Premier membre du triumvirat, Hervé-Patrick Opiangah a fait quinze mois de prison du temps d’Omar Bongo. Ancien directeur d’une société de gardiennage et leader d’un parti politique d’opposition, cet homme de tempérament a ensuite sympathisé avec Ali Bongo, jusqu’à devenir chef de la sécurité de la famille présidentielle. Passionné de football et créateur du CF Mounana, l’un des clubs gabonais qui montent, « HPO » est l’un des hommes de confiance de la présidence sur le dossier foot. Plus atypique encore est le parcours du deuxième homme clé de la cellule foot, Frédéric Gassita. Talentueux musicien de jazz, cet enfant de Libreville s’est parallèlement lancé dans l’aventure du foot-business, en créant le FC Sapins, nommé d’après un terrain proche de l’aéroport où, jeune, il jouait à l’ombre des conifères. Quant au membre numéro 3, Cédric Mpouho, ce fils de ministre présente un profil d’oligarque plus classique dans les élites africaines.

Comme beaucoup de pays africains marqués par la double tutelle (de la Fédération et du ministère des Sports) sur leur équipe nationale, le Gabon fait donc parfois rimer émergence avec ingérence. En termes de com’, l’effet de cette politique est incontestable : la présidence peut s’enorgueillir d’accueillir à Libreville le Trophée des Champions, match d’ouverture désormais délocalisé de la saison de football… en France. En ce 3 août 2013, rien n’est trop beau pour voir le président accueillir à Angondjé Zlatan Ibrahimovic et les stars parisiennes, pas même un chèque de 800.000 euros remis à la LFP, la Ligue française de football professionnel. Pour le développement du football gabonais, les effets sont plus incertains. Alors même que le  « National Foot », le Championnat local, se veut professionnel, l’amateurisme est toujours de mise et les infrastructures restent sous-développées.

Les sanctions de la FIFA

Politiquement, cet interventionnisme étatique dans les affaires du football n’est pas sans risque. Car la Fédération internationale, la toute puissante FIFA, est très pointilleuse en matière de transparence et de non-immixtion du politique dans les affaires sportives. Pour le Gabon, le couperet tombe le 10 avril 2013. Elu président de la Fédération deux semaines plus tôt Jean de Dieu Moukagni voit son élection invalidée par l’instance internationale, suite à un recours déposé pour diverses irrégularités par son adversaire, Pierre-Alain Mounguengui. Si la cellule foot de la présidence du Gabon n’est pas directement visée par cette sanction – d’autant plus que le Dr Nicole Asselé, Secrétaire générale du ministère des Sports, avait désavoué Moukagni – le pays est désormais dans le viseur de la FIFA. Un comité de normalisation va gérer les affaires courantes de la Fégafoot jusqu’à ce qu’un nouveau scrutin soit organisé. Ce qui fut fait le 30 mars dernier, avec l’élection dans le respect des règles de Pierre-Alain Mounguengui.

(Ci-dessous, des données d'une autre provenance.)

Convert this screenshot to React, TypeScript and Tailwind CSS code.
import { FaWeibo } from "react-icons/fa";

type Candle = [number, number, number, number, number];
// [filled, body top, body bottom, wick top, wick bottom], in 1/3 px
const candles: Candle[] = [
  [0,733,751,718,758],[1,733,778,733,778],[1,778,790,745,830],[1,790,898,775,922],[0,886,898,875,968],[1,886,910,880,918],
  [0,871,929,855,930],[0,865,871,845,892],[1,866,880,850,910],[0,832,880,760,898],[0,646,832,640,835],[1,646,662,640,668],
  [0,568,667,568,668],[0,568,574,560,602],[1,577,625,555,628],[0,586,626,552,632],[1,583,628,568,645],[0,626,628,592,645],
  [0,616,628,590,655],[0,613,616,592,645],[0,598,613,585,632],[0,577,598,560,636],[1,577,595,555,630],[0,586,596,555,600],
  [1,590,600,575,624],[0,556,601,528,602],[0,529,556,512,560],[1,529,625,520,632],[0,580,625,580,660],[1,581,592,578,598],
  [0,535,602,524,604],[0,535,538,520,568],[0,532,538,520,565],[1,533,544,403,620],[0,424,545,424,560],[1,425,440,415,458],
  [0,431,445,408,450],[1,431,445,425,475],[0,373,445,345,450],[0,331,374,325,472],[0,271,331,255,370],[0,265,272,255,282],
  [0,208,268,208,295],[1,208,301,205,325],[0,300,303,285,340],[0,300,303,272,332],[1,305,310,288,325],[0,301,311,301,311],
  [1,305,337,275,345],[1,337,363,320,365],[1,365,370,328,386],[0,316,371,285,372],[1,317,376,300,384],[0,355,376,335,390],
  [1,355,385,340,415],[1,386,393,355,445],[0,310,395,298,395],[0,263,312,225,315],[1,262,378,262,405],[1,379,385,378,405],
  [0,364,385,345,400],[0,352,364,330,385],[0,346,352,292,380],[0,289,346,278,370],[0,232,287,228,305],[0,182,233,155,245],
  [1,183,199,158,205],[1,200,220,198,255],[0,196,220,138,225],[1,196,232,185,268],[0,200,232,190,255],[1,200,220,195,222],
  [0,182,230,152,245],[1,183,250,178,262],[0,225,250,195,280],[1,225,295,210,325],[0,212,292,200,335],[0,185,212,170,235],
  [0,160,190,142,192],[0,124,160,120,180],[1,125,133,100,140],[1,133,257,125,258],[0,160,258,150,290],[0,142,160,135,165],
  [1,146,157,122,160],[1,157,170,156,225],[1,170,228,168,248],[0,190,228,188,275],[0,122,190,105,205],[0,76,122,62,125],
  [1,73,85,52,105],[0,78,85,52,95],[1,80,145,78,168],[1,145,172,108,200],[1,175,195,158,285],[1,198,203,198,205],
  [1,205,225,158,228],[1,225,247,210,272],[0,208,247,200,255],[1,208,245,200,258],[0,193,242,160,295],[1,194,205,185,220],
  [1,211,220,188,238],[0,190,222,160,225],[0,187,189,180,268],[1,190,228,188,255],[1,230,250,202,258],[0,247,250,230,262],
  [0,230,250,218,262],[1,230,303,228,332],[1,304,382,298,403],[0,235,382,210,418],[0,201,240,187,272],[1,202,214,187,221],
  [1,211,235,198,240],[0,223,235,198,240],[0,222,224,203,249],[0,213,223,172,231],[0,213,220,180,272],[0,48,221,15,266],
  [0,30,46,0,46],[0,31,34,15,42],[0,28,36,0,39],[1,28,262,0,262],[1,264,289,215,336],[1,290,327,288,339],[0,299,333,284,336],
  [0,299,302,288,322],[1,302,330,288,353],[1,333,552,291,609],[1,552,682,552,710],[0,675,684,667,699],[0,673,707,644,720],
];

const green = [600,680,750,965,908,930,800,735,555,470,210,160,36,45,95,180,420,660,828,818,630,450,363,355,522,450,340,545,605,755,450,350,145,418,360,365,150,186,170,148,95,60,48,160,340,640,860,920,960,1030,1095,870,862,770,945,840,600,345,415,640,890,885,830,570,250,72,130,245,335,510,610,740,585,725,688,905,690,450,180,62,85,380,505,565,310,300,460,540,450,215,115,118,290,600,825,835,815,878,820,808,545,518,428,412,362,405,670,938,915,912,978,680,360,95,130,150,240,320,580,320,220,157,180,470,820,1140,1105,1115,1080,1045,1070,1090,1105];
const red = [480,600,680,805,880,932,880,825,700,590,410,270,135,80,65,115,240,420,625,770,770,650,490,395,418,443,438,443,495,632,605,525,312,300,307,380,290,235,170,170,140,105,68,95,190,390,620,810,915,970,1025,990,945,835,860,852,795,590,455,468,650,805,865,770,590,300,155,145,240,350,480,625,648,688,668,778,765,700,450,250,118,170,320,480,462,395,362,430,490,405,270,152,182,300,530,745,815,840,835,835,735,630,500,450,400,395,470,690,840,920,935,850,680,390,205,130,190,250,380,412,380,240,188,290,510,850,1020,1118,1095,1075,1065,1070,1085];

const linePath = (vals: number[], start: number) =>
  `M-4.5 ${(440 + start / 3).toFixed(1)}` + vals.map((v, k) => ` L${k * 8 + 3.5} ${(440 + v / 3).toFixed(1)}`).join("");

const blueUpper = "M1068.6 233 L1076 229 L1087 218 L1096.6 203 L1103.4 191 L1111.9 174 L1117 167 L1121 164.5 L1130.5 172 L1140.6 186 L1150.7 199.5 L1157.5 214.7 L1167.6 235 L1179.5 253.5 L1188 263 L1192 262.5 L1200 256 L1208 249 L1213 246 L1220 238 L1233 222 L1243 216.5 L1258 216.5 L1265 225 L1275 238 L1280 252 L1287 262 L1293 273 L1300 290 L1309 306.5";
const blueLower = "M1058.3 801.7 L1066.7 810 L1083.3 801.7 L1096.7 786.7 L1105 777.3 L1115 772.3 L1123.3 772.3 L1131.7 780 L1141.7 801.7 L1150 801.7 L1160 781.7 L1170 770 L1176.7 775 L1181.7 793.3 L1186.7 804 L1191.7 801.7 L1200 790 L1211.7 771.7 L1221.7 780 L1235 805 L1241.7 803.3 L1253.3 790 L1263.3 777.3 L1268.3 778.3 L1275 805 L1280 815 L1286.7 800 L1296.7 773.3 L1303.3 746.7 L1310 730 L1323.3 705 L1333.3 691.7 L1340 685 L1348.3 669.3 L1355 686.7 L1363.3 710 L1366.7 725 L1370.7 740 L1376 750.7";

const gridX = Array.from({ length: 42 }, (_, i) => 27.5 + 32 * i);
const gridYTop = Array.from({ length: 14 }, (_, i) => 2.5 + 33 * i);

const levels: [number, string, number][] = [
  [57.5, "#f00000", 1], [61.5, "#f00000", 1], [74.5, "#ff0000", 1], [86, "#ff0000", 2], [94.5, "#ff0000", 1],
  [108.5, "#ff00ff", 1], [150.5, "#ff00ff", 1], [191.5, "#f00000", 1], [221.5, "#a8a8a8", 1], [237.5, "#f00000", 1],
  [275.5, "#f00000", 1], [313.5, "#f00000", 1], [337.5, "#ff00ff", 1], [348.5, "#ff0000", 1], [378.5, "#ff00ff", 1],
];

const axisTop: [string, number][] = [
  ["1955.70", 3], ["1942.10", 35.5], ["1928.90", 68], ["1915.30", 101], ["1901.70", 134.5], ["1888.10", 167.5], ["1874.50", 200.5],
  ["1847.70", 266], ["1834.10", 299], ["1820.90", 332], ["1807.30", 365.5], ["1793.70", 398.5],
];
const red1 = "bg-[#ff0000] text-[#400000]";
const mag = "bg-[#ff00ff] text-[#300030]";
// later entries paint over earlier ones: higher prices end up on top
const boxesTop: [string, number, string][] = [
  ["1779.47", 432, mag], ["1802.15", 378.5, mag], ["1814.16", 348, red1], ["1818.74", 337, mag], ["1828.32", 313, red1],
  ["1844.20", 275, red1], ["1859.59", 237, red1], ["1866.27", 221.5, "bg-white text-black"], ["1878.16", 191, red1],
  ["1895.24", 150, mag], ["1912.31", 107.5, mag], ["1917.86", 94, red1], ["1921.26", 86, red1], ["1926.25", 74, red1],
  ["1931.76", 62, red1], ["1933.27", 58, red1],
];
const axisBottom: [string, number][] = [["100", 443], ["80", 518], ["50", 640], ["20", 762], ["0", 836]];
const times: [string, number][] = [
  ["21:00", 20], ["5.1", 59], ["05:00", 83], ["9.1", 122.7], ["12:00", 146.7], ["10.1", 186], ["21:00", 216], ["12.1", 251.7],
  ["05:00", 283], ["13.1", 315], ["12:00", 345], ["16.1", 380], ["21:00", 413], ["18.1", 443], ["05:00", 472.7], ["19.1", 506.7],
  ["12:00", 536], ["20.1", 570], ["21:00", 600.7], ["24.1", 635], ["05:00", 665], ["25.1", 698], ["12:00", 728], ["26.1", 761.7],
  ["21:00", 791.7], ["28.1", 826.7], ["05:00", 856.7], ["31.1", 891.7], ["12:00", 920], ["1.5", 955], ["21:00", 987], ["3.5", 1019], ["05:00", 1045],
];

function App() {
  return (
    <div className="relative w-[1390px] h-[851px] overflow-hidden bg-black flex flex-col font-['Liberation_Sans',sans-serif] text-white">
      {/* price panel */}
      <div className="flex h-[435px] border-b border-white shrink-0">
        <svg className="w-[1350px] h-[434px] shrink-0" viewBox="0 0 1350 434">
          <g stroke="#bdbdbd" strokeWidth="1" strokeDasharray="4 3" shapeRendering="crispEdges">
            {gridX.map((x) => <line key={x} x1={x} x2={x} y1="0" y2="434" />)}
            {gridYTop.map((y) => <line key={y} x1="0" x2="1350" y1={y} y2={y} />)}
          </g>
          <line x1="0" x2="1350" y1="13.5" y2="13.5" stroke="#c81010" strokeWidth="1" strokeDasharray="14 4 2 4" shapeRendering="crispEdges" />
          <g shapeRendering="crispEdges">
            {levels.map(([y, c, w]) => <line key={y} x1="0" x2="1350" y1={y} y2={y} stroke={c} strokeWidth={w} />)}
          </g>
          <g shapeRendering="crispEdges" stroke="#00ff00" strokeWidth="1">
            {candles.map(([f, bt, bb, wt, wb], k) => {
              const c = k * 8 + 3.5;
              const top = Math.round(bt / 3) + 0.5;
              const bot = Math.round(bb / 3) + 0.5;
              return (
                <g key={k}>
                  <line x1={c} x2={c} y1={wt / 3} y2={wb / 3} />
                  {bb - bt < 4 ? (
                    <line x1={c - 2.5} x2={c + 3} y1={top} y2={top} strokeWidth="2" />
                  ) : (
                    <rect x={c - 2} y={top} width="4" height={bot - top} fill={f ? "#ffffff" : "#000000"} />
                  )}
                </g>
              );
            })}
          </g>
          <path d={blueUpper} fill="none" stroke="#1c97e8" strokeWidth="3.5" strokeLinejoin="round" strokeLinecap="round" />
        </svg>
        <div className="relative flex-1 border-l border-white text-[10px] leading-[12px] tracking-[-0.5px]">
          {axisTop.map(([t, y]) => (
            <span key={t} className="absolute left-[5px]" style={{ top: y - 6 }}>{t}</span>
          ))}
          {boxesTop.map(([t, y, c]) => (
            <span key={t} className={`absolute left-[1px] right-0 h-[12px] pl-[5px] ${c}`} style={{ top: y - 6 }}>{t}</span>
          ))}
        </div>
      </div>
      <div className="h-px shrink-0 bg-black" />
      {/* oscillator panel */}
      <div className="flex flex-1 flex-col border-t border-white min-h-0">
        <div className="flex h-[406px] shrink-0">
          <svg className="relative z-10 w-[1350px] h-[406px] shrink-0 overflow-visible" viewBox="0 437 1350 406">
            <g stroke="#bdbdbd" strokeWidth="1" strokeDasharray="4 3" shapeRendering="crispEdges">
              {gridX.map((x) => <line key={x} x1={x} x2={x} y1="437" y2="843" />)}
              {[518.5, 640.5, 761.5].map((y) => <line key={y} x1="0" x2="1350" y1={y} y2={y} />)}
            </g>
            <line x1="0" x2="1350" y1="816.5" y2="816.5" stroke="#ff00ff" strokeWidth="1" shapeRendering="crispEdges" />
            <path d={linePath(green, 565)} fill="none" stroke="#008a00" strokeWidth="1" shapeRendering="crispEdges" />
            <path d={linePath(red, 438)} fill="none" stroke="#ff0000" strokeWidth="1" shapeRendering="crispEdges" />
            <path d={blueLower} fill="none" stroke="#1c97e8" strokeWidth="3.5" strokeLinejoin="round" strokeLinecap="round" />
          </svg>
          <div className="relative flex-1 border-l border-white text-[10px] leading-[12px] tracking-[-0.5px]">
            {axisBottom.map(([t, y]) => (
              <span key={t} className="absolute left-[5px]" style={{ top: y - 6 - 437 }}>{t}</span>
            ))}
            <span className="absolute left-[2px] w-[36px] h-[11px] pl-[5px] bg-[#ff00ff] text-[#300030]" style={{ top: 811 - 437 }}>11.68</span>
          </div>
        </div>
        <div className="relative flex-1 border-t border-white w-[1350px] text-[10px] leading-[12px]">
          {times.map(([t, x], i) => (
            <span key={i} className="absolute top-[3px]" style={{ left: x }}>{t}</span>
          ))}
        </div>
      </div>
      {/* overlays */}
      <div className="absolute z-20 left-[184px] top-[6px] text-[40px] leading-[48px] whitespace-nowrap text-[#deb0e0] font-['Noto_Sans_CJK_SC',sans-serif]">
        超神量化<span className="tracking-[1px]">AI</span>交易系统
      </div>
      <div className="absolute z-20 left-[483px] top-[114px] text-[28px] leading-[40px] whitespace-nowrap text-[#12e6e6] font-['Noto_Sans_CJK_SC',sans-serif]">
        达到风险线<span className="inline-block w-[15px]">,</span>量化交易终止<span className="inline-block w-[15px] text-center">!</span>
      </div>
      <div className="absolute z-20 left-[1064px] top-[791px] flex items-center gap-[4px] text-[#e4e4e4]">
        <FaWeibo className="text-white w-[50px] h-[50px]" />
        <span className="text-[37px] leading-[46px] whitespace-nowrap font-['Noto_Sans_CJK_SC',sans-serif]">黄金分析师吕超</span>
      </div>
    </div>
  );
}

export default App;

La fin des sales affaires pour le football gabonais ? Au contraire. Avant de quitter son poste à la tête du comité de normalisation de la Fégafoot, Dieudonné Ndoumbou, a déposé plainte auprès de la justice gabonaise, sur demande de la FIFA. Les enquêteurs de la Direction générale des recherches (DGR), saisie du dossier, ont procédé a plusieurs auditions et interpellations, au motif des griefs suivants : détournement de fonds du programme d’assistance financière (PAF) de la FIFA, disparition mystérieuse de la manne provenant des droits télé que la CAF avait versés au Gabon après la CAN 2012, et, surtout, non-aboutissement du centre d’entraînement de Bikélé, qui entrait dans le cadre du fameux projet Goal 1. Malgré plusieurs financements de la FIFA, ce vaste projet structurant n’a jamais été conduit à son terme.

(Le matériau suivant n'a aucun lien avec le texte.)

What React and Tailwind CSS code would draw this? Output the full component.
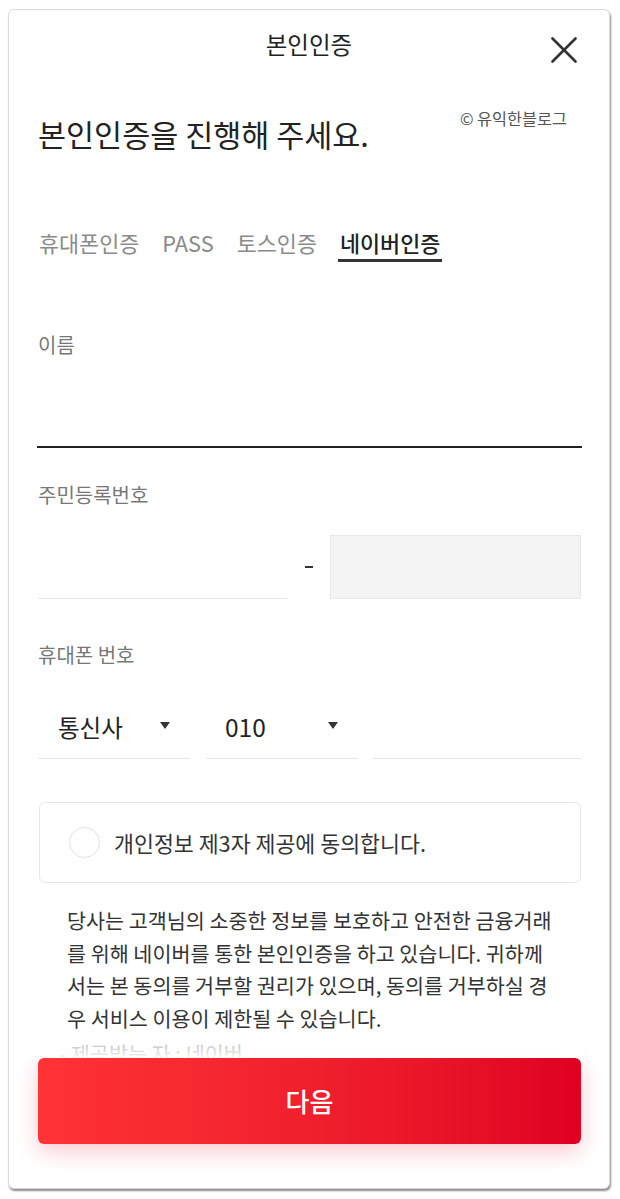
export default function App() {
  const font = { fontFamily: '"Noto Sans CJK KR", "Noto Sans", sans-serif' };
  return (
    <div className="min-h-[1199px] bg-white pt-[9px] pl-[8px]" style={font}>
      <div className="w-[602px] h-[1180px] flex flex-col bg-white border border-[#d9d9d9] rounded-[6px] shadow-[1px_2px_2px_rgba(0,0,0,0.45)] overflow-hidden">
        <div className="relative flex-1 min-h-0 overflow-hidden">
          <div className="relative h-[67px] flex items-center justify-center">
            <span className="text-[23.5px] leading-[30px] text-[#222]">본인인증</span>
            <button className="absolute right-[32px] top-[27px] w-[26px] h-[26px]">
              <svg viewBox="0 0 26 26" width="26" height="26">
                <line x1="1.5" y1="1.5" x2="24.5" y2="24.5" stroke="#333" strokeWidth="2.6" strokeLinecap="round" />
                <line x1="24.5" y1="1.5" x2="1.5" y2="24.5" stroke="#333" strokeWidth="2.6" strokeLinecap="round" />
              </svg>
            </button>
          </div>
          <div className="absolute right-[42px] top-[98px] text-[16.3px] leading-[20px] text-[#555]">© 유익한블로그</div>

          <div className="pl-[29px] pr-[28px]">
            <h1 className="mt-[40px] text-[30.5px] leading-[34px] text-[#222]">본인인증을 진행해 주세요.</h1>

            <div className="mt-[78px] flex gap-[23px] pl-[1px] text-[21.8px] leading-[28px]">
              <span className="text-[#8a8a8a] pb-[5px]">휴대폰인증</span>
              <span className="text-[#8a8a8a] pb-[5px]">PASS</span>
              <span className="text-[#8a8a8a] pb-[5px]">토스인증</span>
              <span className="text-[#222] font-medium pb-[2px] border-b-[3px] border-[#333] px-[2px] -mx-[2px]">네이버인증</span>
            </div>

            <div className="mt-[70px] text-[20px] leading-[26px] text-[#777]">이름</div>
            <div className="mt-[26px] h-[64px] border-b-2 border-[#222] -ml-[1px] -mr-[1px]"></div>

            <div className="mt-[34px] text-[20px] leading-[26px] text-[#777]">주민등록번호</div>
            <div className="mt-[27px] flex items-center">
              <div className="flex-1 h-[64px] border-b border-[#e6e6e6]"></div>
              <div className="w-[43px] flex justify-center">
                <div className="w-[8px] h-[2px] bg-[#333]"></div>
              </div>
              <div className="flex-1 h-[64px] bg-[#f4f4f4] border border-[#e8e8e8]"></div>
            </div>

            <div className="mt-[43px] text-[20px] leading-[26px] text-[#777]">휴대폰 번호</div>
            <div className="mt-[27px] flex">
              <div className="w-[152px] h-[64px] border-b border-[#e6e6e6] flex items-center justify-between pl-[20px] pr-[20px]">
                <span className="text-[23.5px] leading-[30px] text-[#222]">통신사</span>
                <svg width="10" height="7" viewBox="0 0 10 7" className="mt-[-2px]"><polygon points="0,0 10,0 5,7" fill="#333" /></svg>
              </div>
              <div className="w-[152px] ml-[16px] h-[64px] border-b border-[#e6e6e6] flex items-center justify-between pl-[19px] pr-[20px]">
                <span className="text-[24.5px] leading-[30px] text-[#222]">010</span>
                <svg width="10" height="7" viewBox="0 0 10 7" className="mt-[-2px]"><polygon points="0,0 10,0 5,7" fill="#333" /></svg>
              </div>
              <div className="flex-1 ml-[15px] h-[64px] border-b border-[#e6e6e6]"></div>
            </div>

            <div className="mt-[43px] ml-[1px] h-[81px] border border-[#e8e8e8] rounded-[6px] flex items-center pl-[29px]">
              <div className="w-[31px] h-[31px] rounded-full border-[1.5px] border-[#e2e2e2]"></div>
              <span className="ml-[14px] text-[21.7px] leading-[28px] text-[#333]">개인정보 제3자 제공에 동의합니다.</span>
            </div>

            <div className="mt-[21px] pl-[29px] text-[20.7px] leading-[32.7px] text-[#333] whitespace-nowrap">
              <div>당사는 고객님의 소중한 정보를 보호하고 안전한 금융거래</div>
              <div>를 위해 네이버를 통한 본인인증을 하고 있습니다. 귀하께</div>
              <div>서는 본 동의를 거부할 권리가 있으며, 동의를 거부하실 경</div>
              <div>우 서비스 이용이 제한될 수 있습니다.</div>
              <div className="mt-[2px] -ml-[8px] text-[#a0a0a0]">- 제공받는 자 : 네이버</div>
            </div>
          </div>
          <div className="absolute left-0 right-0 bottom-0 h-[24px] bg-gradient-to-b from-white/0 to-white/90"></div>
        </div>

        <div className="shrink-0 pl-[29px] pr-[28px] pb-[44px]">
          <button className="w-full h-[86px] rounded-[6px] bg-gradient-to-r from-[#ff3236] to-[#e00022] shadow-[0_8px_22px_rgba(235,20,40,0.22)] flex items-center justify-center">
            <span className="text-[26px] leading-[32px] text-white font-medium">다음</span>
          </button>
        </div>
      </div>
    </div>
  );
}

Coup de filet à la Fédération

Les principales personnalités mises en causes sont d’anciens présidents de la Fégafoot, arbitres ou dirigeants de club. Il s’agit notamment de Jean de Dieu Moukagni Iwangou, ancien vice-président puis président de la Fégafoot, Lucien Yanzangoye, ancien Trésorier général de l’instance, Christian Gabin Nzogo Mintsa, ancien directeur administratif et coordinateur Futsal, Jean-Fidèle Diramba, ancien arbitre et président de l’association des arbitres du Gabon, Mamadou Oumar, ancien vice-président de la Fégafoot, Barthélémy Bouassa Moussadji, ancien secrétaire général et surtout Jean-Léon Ababé Nzé, président de la Fégafoot à la fin du règne d’Omar Bongo (2005-2009).

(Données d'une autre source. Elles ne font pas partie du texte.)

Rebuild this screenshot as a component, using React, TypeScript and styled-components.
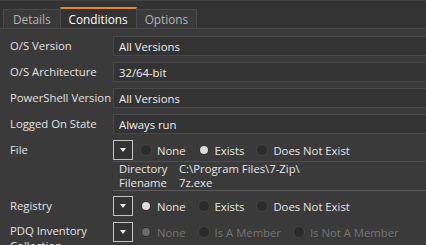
import { createGlobalStyle } from "styled-components";
import styled from "styled-components";

const GlobalStyle = createGlobalStyle`
  body {
    margin: 0;
    background: #333333;
    font-family: "Open Sans", "Noto Sans", sans-serif;
    font-size: 11.3px;
    color: #dedede;
  }
`;

const Window = styled.div`
  width: 426px;
  height: 245px;
  overflow: hidden;
  background: #333333;
  border-top: 1px solid #424242;
  box-sizing: border-box;
`;

const TabBar = styled.div`
  display: flex;
  align-items: flex-end;
  height: 27px;
  padding-left: 4px;
  border-bottom: 1px solid #4a4a4a;
`;

interface TabProps {
  active?: boolean;
}

const Tab = styled.div<TabProps>`
  height: ${(p) => (p.active ? "21px" : "19px")};
  padding: 0 8px;
  display: flex;
  align-items: center;
  box-sizing: border-box;
  background: ${(p) => (p.active ? "#333333" : "#3a3a3a")};
  color: ${(p) => (p.active ? "#ffffff" : "#b4b4b4")};
  border: 1px solid #4a4a4a;
  border-top: ${(p) => (p.active ? "2px solid #e8861c" : "1px solid #4a4a4a")};
  border-bottom: none;
  margin-left: -1px;
  font-size: 11.8px;

  &:first-child {
    padding: 0 9px;
  }
`;

const Panel = styled.div`
  background: #3a3a3a;
  padding-top: 7px;
  display: flex;
  flex-direction: column;
  gap: 6px;
  height: 100%;
`;

interface RowProps {
  top?: boolean;
}

const Row = styled.div<RowProps>`
  display: grid;
  grid-template-columns: 113px 1fr;
  align-items: ${(p) => (p.top ? "start" : "center")};
`;

const Label = styled.div<RowProps>`
  padding-left: 10px;
  padding-top: ${(p) => (p.top ? "1px" : "0")};
  color: #e2e2e2;
  line-height: ${(p) => (p.top ? "15px" : "14px")};
`;

const TextBox = styled.div`
  height: 20px;
  box-sizing: border-box;
  background: #333333;
  border-top: 1px solid #484848;
  border-bottom: 1px solid #484848;
  border-left: 1px solid #484848;
  display: flex;
  align-items: center;
  padding-left: 5px;
  color: #f0f0f0;
`;

const Controls = styled.div`
  display: flex;
  align-items: center;
  height: 20px;
`;

const DropButton = styled.div`
  width: 20px;
  height: 20px;
  box-sizing: border-box;
  border: 1px solid #c4c4c4;
  background: #333333;
  display: flex;
  align-items: center;
  justify-content: center;
  margin-right: 7px;
`;

const Arrow = styled.div`
  width: 0;
  height: 0;
  border-left: 3.5px solid transparent;
  border-right: 3.5px solid transparent;
  border-top: 4px solid #e8e8e8;
`;

interface RadioProps {
  checked?: boolean;
  disabled?: boolean;
}

const RadioItem = styled.div<RadioProps>`
  display: flex;
  align-items: center;
  gap: 5px;
  margin-right: 12px;
  color: ${(p) => (p.disabled ? "#767676" : "#e6e6e6")};
`;

const Circle = styled.span<RadioProps>`
  width: 12px;
  height: 12px;
  box-sizing: border-box;
  border-radius: 50%;
  background: #2b2b2b;
  border: 1px solid #444444;
  display: flex;
  align-items: center;
  justify-content: center;

  &::after {
    content: "";
    display: ${(p) => (p.checked ? "block" : "none")};
    width: 8px;
    height: 8px;
    border-radius: 50%;
    background: ${(p) => (p.disabled ? "#6a6a6a" : "#dcdcdc")};
  }
`;

const Details = styled.div`
  grid-column: 2;
  margin-top: 1px;
  margin-bottom: -1px;
  border-top: 1px solid #4e4e4e;
  border-bottom: 1px solid #5a5a5a;
  padding-left: 6px;
  line-height: 14px;
  color: #e6e6e6;
`;

const DetailLine = styled.div`
  display: flex;
`;

const DetailKey = styled.span`
  flex: 0 0 60px;
`;

function Radio({
  label,
  checked,
  disabled,
}: {
  label: string;
  checked?: boolean;
  disabled?: boolean;
}) {
  return (
    <RadioItem disabled={disabled}>
      <Circle checked={checked} disabled={disabled} />
      {label}
    </RadioItem>
  );
}

const fields = [
  { label: "O/S Version", value: "All Versions" },
  { label: "O/S Architecture", value: "32/64-bit" },
  { label: "PowerShell Version", value: "All Versions" },
  { label: "Logged On State", value: "Always run" },
];

export default function App() {
  return (
    <>
      <GlobalStyle />
      <Window>
        <TabBar>
          <Tab>Details</Tab>
          <Tab active>Conditions</Tab>
          <Tab>Options</Tab>
        </TabBar>
        <Panel>
          {fields.map((f) => (
            <Row key={f.label}>
              <Label>{f.label}</Label>
              <TextBox>{f.value}</TextBox>
            </Row>
          ))}
          <Row>
            <Label>File</Label>
            <Controls>
              <DropButton>
                <Arrow />
              </DropButton>
              <Radio label="None" />
              <Radio label="Exists" checked />
              <Radio label="Does Not Exist" />
            </Controls>
            <Details>
              <DetailLine>
                <DetailKey>Directory</DetailKey>
                <span>C:\Program Files\7-Zip\</span>
              </DetailLine>
              <DetailLine>
                <DetailKey>Filename</DetailKey>
                <span>7z.exe</span>
              </DetailLine>
            </Details>
          </Row>
          <Row>
            <Label>Registry</Label>
            <Controls>
              <DropButton>
                <Arrow />
              </DropButton>
              <Radio label="None" checked />
              <Radio label="Exists" />
              <Radio label="Does Not Exist" />
            </Controls>
          </Row>
          <Row top>
            <Label top>PDQ Inventory Collection</Label>
            <Controls>
              <DropButton>
                <Arrow />
              </DropButton>
              <Radio label="None" checked disabled />
              <Radio label="Is A Member" disabled />
              <Radio label="Is Not A Member" disabled />
            </Controls>
          </Row>
        </Panel>
      </Window>
    </>
  );
}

La liste n’est pas exhaustive. D’autres noms pourraient émerger au fur et à mesure que les investigations progresseront. Il n’est pas exclu que Placide Engandzas, qui dirigea la Fégafoot de 1997 à 2004 puis de janvier 2009 à juin 2012, soit à son tour entendu. Si toutefois ce diplomate, actuellement en poste en Belgique comme chargé des questions douanières à l’ambassade du Gabon, voit la justice lever son immunité diplomatique. De la diplomatie, il en faudra au nouveau patron de la Fégafoot pour restaurer un climat de confiance entre Libreville et Zurich et redorer le blason du Gabon auprès de la FIFA. D’abord en veillant à ce que la présidence de la République n’empiète pas sur ses prérogatives.